Supplied records:
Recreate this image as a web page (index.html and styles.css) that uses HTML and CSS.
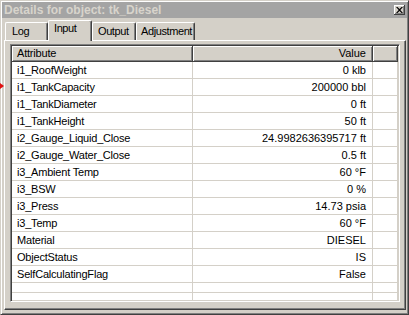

==

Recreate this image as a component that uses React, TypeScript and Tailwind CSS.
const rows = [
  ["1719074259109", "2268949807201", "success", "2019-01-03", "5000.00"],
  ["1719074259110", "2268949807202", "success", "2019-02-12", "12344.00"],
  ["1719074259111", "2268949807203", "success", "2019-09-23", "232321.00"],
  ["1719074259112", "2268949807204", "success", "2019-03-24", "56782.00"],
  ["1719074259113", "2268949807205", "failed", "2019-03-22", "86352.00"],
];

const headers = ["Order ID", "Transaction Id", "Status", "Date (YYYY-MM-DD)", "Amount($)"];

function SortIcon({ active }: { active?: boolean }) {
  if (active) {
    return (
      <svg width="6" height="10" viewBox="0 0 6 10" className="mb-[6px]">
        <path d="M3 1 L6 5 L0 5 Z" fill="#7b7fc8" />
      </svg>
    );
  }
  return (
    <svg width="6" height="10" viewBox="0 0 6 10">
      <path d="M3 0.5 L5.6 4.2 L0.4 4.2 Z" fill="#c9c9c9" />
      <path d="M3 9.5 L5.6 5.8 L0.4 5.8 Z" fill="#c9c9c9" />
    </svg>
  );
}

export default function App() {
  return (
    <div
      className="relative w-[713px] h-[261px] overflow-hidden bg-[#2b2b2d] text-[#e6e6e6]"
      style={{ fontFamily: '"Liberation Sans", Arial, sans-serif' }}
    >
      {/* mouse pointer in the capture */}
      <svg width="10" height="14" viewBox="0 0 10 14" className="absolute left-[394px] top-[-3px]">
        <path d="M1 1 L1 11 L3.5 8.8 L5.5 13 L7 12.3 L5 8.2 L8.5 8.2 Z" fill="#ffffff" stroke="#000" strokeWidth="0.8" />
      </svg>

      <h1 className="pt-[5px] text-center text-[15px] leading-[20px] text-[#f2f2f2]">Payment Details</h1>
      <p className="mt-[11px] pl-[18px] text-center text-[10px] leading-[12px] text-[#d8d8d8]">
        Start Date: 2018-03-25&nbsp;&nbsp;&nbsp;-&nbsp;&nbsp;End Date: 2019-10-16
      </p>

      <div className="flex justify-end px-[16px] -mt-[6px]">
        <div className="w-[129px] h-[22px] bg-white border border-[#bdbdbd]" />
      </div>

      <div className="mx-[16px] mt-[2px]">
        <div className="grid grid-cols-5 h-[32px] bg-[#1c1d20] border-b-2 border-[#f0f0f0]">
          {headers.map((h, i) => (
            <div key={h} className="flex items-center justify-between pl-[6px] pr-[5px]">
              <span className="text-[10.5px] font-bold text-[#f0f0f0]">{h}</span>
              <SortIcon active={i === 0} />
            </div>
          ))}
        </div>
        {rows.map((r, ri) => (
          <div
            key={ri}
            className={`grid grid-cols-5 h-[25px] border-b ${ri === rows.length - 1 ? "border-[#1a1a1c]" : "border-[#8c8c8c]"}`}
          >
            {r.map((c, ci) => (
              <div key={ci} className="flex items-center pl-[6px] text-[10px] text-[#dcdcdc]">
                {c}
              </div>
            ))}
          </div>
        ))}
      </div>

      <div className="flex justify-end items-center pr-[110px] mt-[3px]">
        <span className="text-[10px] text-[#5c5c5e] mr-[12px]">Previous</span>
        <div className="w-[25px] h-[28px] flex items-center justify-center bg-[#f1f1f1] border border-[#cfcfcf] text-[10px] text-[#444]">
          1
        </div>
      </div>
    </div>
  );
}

...

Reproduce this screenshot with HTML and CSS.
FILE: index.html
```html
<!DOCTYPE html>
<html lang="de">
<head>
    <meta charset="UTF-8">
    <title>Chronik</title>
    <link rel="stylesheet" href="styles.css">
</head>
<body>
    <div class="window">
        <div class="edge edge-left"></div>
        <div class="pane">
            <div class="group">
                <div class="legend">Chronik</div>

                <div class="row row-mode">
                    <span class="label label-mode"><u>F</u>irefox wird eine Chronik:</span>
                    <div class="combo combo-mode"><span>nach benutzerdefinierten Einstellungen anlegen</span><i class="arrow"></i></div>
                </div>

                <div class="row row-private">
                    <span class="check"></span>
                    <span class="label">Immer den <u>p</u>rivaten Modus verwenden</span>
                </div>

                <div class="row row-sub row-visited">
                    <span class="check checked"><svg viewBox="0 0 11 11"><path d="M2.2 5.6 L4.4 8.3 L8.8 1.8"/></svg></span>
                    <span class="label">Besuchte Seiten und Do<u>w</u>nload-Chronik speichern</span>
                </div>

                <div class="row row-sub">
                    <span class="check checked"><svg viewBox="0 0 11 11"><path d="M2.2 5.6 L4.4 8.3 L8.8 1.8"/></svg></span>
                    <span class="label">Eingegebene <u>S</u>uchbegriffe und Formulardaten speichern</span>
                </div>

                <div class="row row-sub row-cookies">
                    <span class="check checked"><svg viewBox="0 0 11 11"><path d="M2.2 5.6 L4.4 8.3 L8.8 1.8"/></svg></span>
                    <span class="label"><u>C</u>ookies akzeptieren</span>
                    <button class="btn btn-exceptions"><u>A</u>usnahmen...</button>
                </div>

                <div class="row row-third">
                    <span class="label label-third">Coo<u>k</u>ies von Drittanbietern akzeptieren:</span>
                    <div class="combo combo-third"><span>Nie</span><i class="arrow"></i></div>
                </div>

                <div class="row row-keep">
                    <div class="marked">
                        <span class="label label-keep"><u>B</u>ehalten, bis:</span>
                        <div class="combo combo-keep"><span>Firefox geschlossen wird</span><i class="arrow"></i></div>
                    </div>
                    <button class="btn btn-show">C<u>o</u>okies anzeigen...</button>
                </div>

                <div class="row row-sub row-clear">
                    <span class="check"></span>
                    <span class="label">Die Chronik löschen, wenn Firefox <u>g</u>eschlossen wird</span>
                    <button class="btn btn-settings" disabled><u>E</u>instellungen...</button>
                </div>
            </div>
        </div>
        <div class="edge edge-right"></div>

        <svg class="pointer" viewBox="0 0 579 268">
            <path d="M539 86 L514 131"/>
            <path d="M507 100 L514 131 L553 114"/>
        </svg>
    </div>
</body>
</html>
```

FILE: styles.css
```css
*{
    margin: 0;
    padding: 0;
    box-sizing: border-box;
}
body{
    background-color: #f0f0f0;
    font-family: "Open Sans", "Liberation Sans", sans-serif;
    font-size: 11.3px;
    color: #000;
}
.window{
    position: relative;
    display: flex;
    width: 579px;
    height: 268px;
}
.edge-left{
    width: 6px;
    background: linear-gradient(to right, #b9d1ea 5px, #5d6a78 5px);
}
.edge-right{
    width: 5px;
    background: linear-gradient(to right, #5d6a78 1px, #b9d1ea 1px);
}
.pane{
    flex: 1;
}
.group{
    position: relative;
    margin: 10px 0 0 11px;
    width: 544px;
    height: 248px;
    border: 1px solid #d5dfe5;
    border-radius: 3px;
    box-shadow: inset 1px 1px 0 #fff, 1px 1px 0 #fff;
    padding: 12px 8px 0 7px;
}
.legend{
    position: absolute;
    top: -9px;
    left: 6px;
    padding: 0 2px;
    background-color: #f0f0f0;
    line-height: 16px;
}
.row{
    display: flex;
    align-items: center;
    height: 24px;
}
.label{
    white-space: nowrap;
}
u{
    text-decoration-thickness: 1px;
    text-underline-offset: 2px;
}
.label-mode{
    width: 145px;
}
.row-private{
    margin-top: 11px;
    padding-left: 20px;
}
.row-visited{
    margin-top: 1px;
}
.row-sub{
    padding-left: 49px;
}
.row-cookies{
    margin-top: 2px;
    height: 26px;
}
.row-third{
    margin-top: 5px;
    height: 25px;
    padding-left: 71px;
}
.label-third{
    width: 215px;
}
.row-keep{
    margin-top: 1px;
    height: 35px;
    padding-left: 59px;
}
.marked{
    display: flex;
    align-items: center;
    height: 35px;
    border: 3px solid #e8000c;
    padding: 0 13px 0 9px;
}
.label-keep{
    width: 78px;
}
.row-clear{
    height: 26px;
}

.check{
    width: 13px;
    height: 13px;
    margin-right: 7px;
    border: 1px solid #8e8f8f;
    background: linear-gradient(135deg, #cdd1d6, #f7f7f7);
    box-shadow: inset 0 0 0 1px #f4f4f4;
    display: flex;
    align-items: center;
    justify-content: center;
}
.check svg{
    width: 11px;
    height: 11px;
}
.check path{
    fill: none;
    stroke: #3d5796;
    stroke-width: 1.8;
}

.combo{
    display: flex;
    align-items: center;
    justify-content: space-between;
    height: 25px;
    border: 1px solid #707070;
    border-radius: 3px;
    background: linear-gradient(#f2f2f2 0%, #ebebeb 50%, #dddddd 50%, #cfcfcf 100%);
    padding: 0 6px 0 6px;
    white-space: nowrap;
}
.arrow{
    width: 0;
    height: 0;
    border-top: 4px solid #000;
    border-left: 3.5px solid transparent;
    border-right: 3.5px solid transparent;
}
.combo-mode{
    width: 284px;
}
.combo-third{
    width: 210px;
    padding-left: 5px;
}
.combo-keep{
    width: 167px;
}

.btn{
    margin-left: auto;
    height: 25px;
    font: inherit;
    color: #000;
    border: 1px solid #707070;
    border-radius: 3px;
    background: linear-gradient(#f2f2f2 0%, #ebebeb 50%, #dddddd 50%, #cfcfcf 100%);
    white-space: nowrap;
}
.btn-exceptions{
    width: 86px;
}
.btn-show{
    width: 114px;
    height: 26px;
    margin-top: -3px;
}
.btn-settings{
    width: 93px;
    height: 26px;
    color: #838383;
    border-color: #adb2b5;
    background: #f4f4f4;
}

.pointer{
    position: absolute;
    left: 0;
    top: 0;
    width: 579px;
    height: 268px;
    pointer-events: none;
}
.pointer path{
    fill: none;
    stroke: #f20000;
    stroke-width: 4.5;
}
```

Stated exercise:
Give the count of lines in the data above that hold the string "styles", with no additional words.

Exercise solution:
3